→ **SET PROBLEM**
Reply with one number: the count of lines in the listing that contain the string "React".

→ **DATA**
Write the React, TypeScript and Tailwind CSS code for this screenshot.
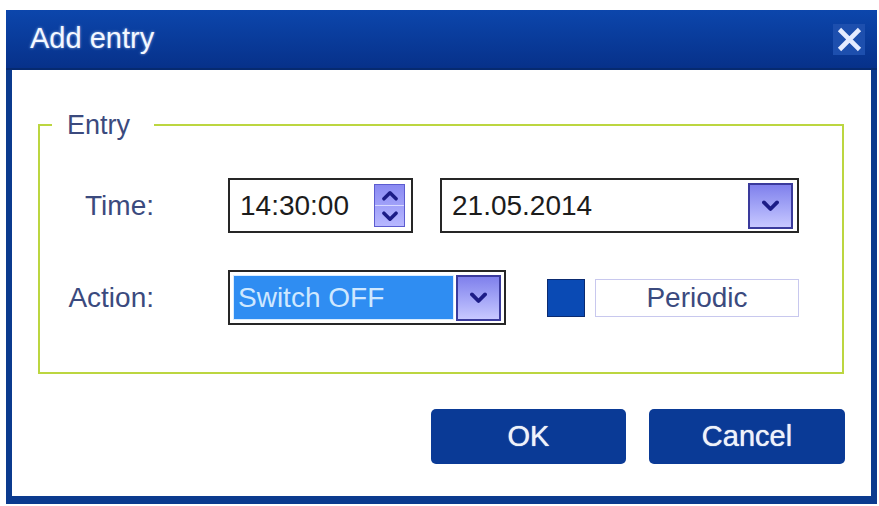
import React from "react";

const font = "font-['Liberation_Sans',Arial,sans-serif]";

function Chevron({ up = false, className = "" }: { up?: boolean; className?: string }) {
    return (
        <svg viewBox="0 0 16 10" className={className}>
            <path
                d={up ? "M2.5 8 L8 2.5 L13.5 8" : "M2.5 2 L8 7.5 L13.5 2"}
                fill="none"
                stroke="#1c1c86"
                strokeWidth="3.2"
                strokeLinecap="round"
                strokeLinejoin="round"
            />
        </svg>
    );
}

function DropButton() {
    return (
        <div className="w-[45px] h-[46px] border-2 border-[#3a3a9c] bg-gradient-to-b from-[#8080ec] to-[#c8c8ff] flex items-center justify-center">
            <Chevron className="w-[19px] h-[12px]"/>
        </div>
    );
}

function SpinButtons() {
    return (
        <div className="w-[31px] h-[43px] flex flex-col border border-[#5c5cd0] bg-gradient-to-b from-[#8a8af2] to-[#b8b8ff]">
            <div className="flex-1 border-b border-[#d8d8ff] flex items-center justify-center">
                <Chevron up className="w-[18px] h-[11px]"/>
            </div>
            <div className="flex-1 flex items-center justify-center">
                <Chevron className="w-[18px] h-[11px]"/>
            </div>
        </div>
    );
}

export default function App() {
    return (
        <div className={`min-h-screen bg-white pt-[10px] pl-[6px] ${font}`}>
            <div className="w-[871px] h-[494px] flex flex-col bg-[#0b3a8e]">
                {/* title bar */}
                <div className="h-[60px] flex items-center justify-between pl-[24px] pr-[12px] bg-gradient-to-b from-[#0c46ac] to-[#07318a] border-b-2 border-[#062a70]">
                    <span className="text-[#f4f8ff] text-[29px] [text-shadow:0_0_3px_rgba(200,220,255,0.7)]">Add entry</span>
                    <div className="w-[32px] h-[31px] bg-[#1d4fae] flex items-center justify-center">
                        <svg viewBox="0 0 24 24" className="w-[25px] h-[25px]">
                            <path d="M4 4 L20 20 M20 4 L4 20" stroke="#e4ebff" strokeWidth="4.5" strokeLinecap="square"/>
                        </svg>
                    </div>
                </div>

                {/* body */}
                <div className="flex-1 mx-[6px] mb-[8px] bg-white flex flex-col">
                    <fieldset className="ml-[26px] mr-[27px] mt-[39px] border-2 border-[#bcd640] px-0 pb-[47px]">
                        <legend className="ml-[12px] pl-[15px] pr-[24px] text-[27px] leading-[32px] text-[#3b4a7e]">Entry</legend>

                        <div className="mt-[37px] flex items-center">
                            <span className="w-[114px] text-right text-[28px] text-[#3b4a7e]">Time:</span>
                            <div className="ml-[74px] w-[185px] h-[55px] border-2 border-[#262626] flex items-center justify-between pl-[10px] pr-[6px]">
                                <span className="text-[28px] text-[#1c1c1c]">14:30:00</span>
                                <SpinButtons/>
                            </div>
                            <div className="ml-[27px] w-[359px] h-[55px] border-2 border-[#262626] flex items-center justify-between pl-[10px] pr-[4px]">
                                <span className="text-[28px] text-[#1c1c1c]">21.05.2014</span>
                                <DropButton/>
                            </div>
                        </div>

                        <div className="mt-[37px] flex items-center">
                            <span className="w-[114px] text-right text-[28px] text-[#3b4a7e]">Action:</span>
                            <div className="ml-[74px] w-[278px] h-[55px] border-2 border-[#262626] p-[3px] flex items-center gap-[2px]">
                                <div className="flex-1 h-full bg-[#2f8df2] border border-[#d8ecff] flex items-center pl-[4px]">
                                    <span className="text-[28px] text-[#cfe8ff]">Switch OFF</span>
                                </div>
                                <DropButton/>
                            </div>
                            <div className="ml-[41px] w-[38px] h-[38px] bg-[#0a4ab4] border border-[#0a2a70]"></div>
                            <div className="ml-[10px] w-[204px] h-[38px] border border-[#c8c8ee] flex items-center justify-center">
                                <span className="text-[28px] text-[#3b4a7e]">Periodic</span>
                            </div>
                        </div>
                    </fieldset>

                    <div className="mt-[35px] mr-[26px] flex justify-end gap-[23px]">
                        <button className="w-[195px] h-[55px] rounded-[5px] bg-[#0a3a96] text-[#eef2fa] text-[29px] [text-shadow:0_0_1px_#ffffff]">OK</button>
                        <button className="w-[196px] h-[55px] rounded-[5px] bg-[#0a3a96] text-[#eef2fa] text-[29px] [text-shadow:0_0_1px_#ffffff]">Cancel</button>
                    </div>
                </div>
            </div>
        </div>
    );
}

→ **ANSWER TO THIS EXERCISE**
2